When I first started writing about gold on Forbes, I predicted a target of $3,500. Then, as it began to climb, I raised that target to $4,500. Now, who’s to say gold won’t hit $5,000?
Here is a chart illustrating that idea:
The gold chart showing a possible target
Credit: ADVFN
Likewise silver – which came late to the party – is already trading around $50. If the momentum continues, $100 will act as a clear price magnet, especially as retail interest heats up:
Silver following gold
Credit: ADVFN
Silver tends to follow gold, but when it runs, it can run much further.
For me, the entire thesis rests on my mantra: “Gold is for war.” It’s not exactly a cheerful outlook to expect gold at $4,500–$5,000 an ounce. If gold is the canary in the coal mine for geopolitical stress, as I believe, two things are clear: tensions are set to rise, and if they keep tightening for months – or even years – to come, how high could gold go then?
The silver chart – how high could it go?
Credit: ADVFN
In the model that has worked so well so far, bitcoin is the early, early, warning, because serves as the earliest warning signal because “Bitcoin is for flight.” It was almost a relief to see it drop $2,000 in minutes a few days ago. When both precious metals and crypto are overheated, it doesn’t bode well for global stability. If all three – gold, silver, and bitcoin – rally strongly together, that’s a troubling sign.
The bitcoin chart – when the range breaks it will be significant
Credit: ADVFN
This chart shows the bitcoin set up. It has been moving sideways, and when that range breaks, the move is likely to be significant. Approaching crises push BTC up, and when tensions ease, it tends to fall back. The chart looks strong, but I’m not a bull. Then again, I’m not sitting in Washington, Beijing, or Moscow – so it’s not my call.

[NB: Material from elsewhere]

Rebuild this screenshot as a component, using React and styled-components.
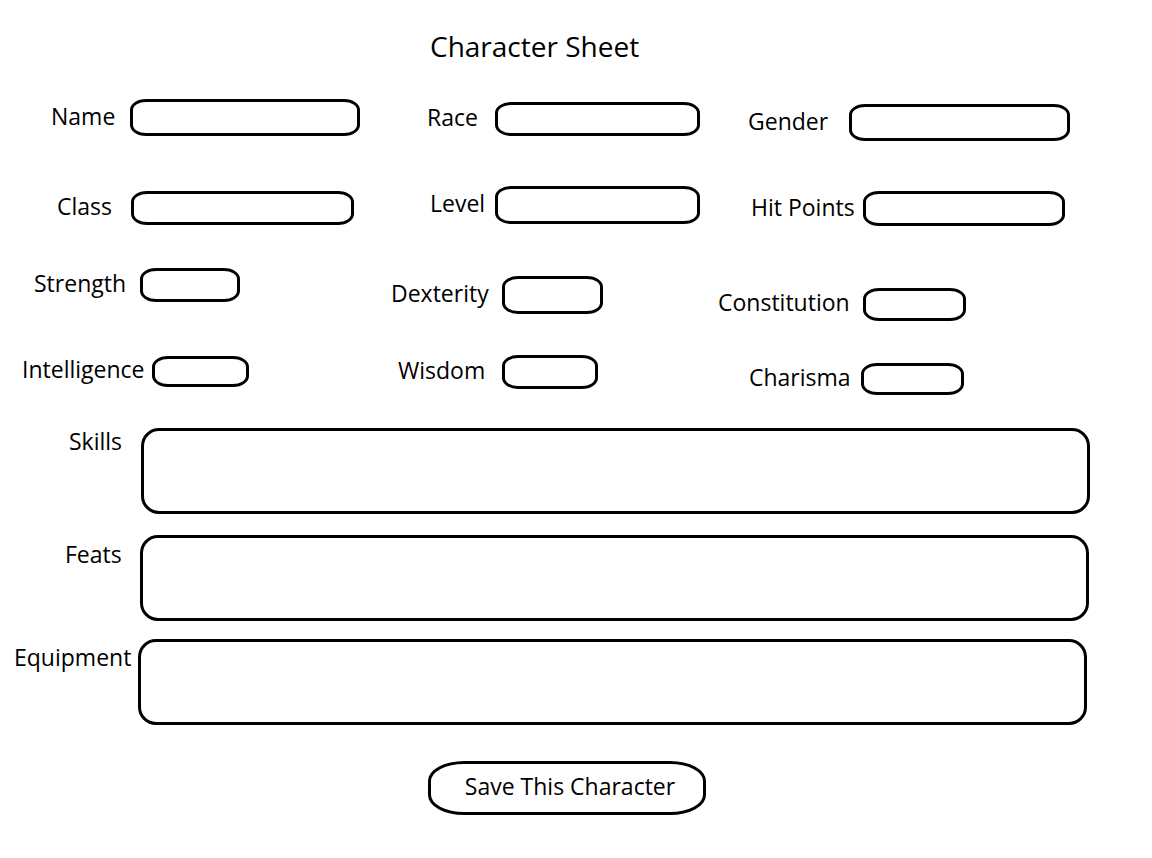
import React from 'react'
import styled, { createGlobalStyle } from 'styled-components'

const GlobalStyle = createGlobalStyle`
body {
  margin: 0;
  background: #fff;
  font-family: "Open Sans", "Liberation Sans", sans-serif;
  color: #000;
}
`

const Page = styled.div`
width: 1152px;
height: 858px;
padding-top: 28px;
box-sizing: border-box;
background: #fff;
overflow: hidden;
`

const Title = styled.h1`
margin: 0 0 0 430px;
font-size: 28px;
font-weight: 400;
line-height: 36px;
`

const Row = styled.div`
display: grid;
grid-template-columns: 380px 320px 1fr;
align-items: start;
height: ${props => props.$h}px;
margin-top: ${props => props.$mt || 0}px;
`

const Field = styled.div`
display: flex;
align-items: center;
padding-left: ${props => props.$indent}px;
margin-top: ${props => props.$dy}px;
`

const Label = styled.span`
width: ${props => props.$w}px;
flex-shrink: 0;
margin-bottom: 4px;
font-size: 23px;
line-height: 30px;
white-space: nowrap;
`

const Input = styled.div`
box-sizing: border-box;
width: ${props => props.$w}px;
height: ${props => props.$h}px;
border: 3px solid #000;
border-radius: 16px / 11px;
`

const Notes = styled.div`
display: flex;
flex-direction: column;
`

const Area = styled.div`
display: flex;
align-items: flex-start;
margin-top: ${props => props.$mt}px;
padding-left: ${props => props.$indent}px;
`

const AreaLabel = styled(Label)`
margin-top: ${props => props.$dy}px;
`

const AreaBox = styled.div`
box-sizing: border-box;
width: 949px;
height: 86px;
border: 3px solid #000;
border-radius: 18px;
`

const SaveButton = styled.button`
display: block;
box-sizing: border-box;
margin: 36px 0 0 428px;
width: 278px;
height: 54px;
padding: 0 0 4px 6px;
background: #fff;
border: 3px solid #000;
border-radius: 36px / 20px;
font-family: "Open Sans", "Liberation Sans", sans-serif;
font-size: 23px;
color: #000;
cursor: pointer;
`

const rows = [
  {
    h: 87, mt: 35, fields: [
      { label: 'Name', indent: 51, lw: 79, w: 230, h: 37, dy: 0 },
      { label: 'Race', indent: 47, lw: 68, w: 206, h: 34, dy: 3 },
      { label: 'Gender', indent: 48, lw: 101, w: 221, h: 37, dy: 5 },
    ]
  },
  {
    h: 82, fields: [
      { label: 'Class', indent: 57, lw: 74, w: 223, h: 34, dy: 5 },
      { label: 'Level', indent: 50, lw: 65, w: 209, h: 38, dy: 0 },
      { label: 'Hit Points', indent: 51, lw: 112, w: 202, h: 35, dy: 5 },
    ]
  },
  {
    h: 86, fields: [
      { label: 'Strength', indent: 34, lw: 106, w: 100, h: 34, dy: 0 },
      { label: 'Dexterity', indent: 11, lw: 111, w: 101, h: 38, dy: 8 },
      { label: 'Constitution', indent: 18, lw: 145, w: 103, h: 33, dy: 19 },
    ]
  },
  {
    h: 74, fields: [
      { label: 'Intelligence', indent: 22, lw: 130, w: 97, h: 31, dy: 0 },
      { label: 'Wisdom', indent: 18, lw: 104, w: 96, h: 34, dy: 1 },
      { label: 'Charisma', indent: 49, lw: 112, w: 103, h: 32, dy: 8 },
    ]
  },
]

const areas = [
  { label: 'Skills', indent: 69, lw: 72, mt: 0, dy: -2 },
  { label: 'Feats', indent: 65, lw: 75, mt: 21, dy: 4 },
  { label: 'Equipment', indent: 14, lw: 124, mt: 18, dy: 3 },
]

const App = () => {
  return (
    <Page>
      <GlobalStyle />
      <Title>Character Sheet</Title>

      {rows.map((row, i) =>
        <Row key={i} $h={row.h} $mt={row.mt}>
          {row.fields.map(f =>
            <Field key={f.label} $indent={f.indent} $dy={f.dy}>
              <Label $w={f.lw}>{f.label}</Label>
              <Input $w={f.w} $h={f.h} />
            </Field>
          )}
        </Row>
      )}

      <Notes>
        {areas.map(a =>
          <Area key={a.label} $mt={a.mt} $indent={a.indent}>
            <AreaLabel $w={a.lw} $dy={a.dy}>{a.label}</AreaLabel>
            <AreaBox />
          </Area>
        )}
      </Notes>

      <SaveButton>Save This Character</SaveButton>
    </Page>
  )
}

export default App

As concerning as the surge in precious metals may be, if you believe “gold is for war,” the bullish momentum can be explained by other factors. The U.S. government shutdown – while more of a dramatic headline than a true economic shock – still pushes investors toward safe-haven assets. Meanwhile, the U.S. Treasury is likely injecting liquidity into the system, and that cash is flowing into hot assets like bitcoin and precious metals, driving them higher.
Then there’s FOMO – the curse of retail investors – often leading to short-term excitement and long-term pain. Gold and silver appear to be in the early stages of FOMO now, even if it hasn’t yet set the internet ablaze. That suggests there could still be room for more upside, especially for silver.
Platinum and palladium will likely follow, with the potential for even stronger percentage gains, though they tend to trail the moves in gold and silver.
As a contrarian, seeing so much bullish sentiment makes me wonder whether the rally is nearing its end. But if the underlying idea that “gold is for war” holds true, we may still have a long way to go.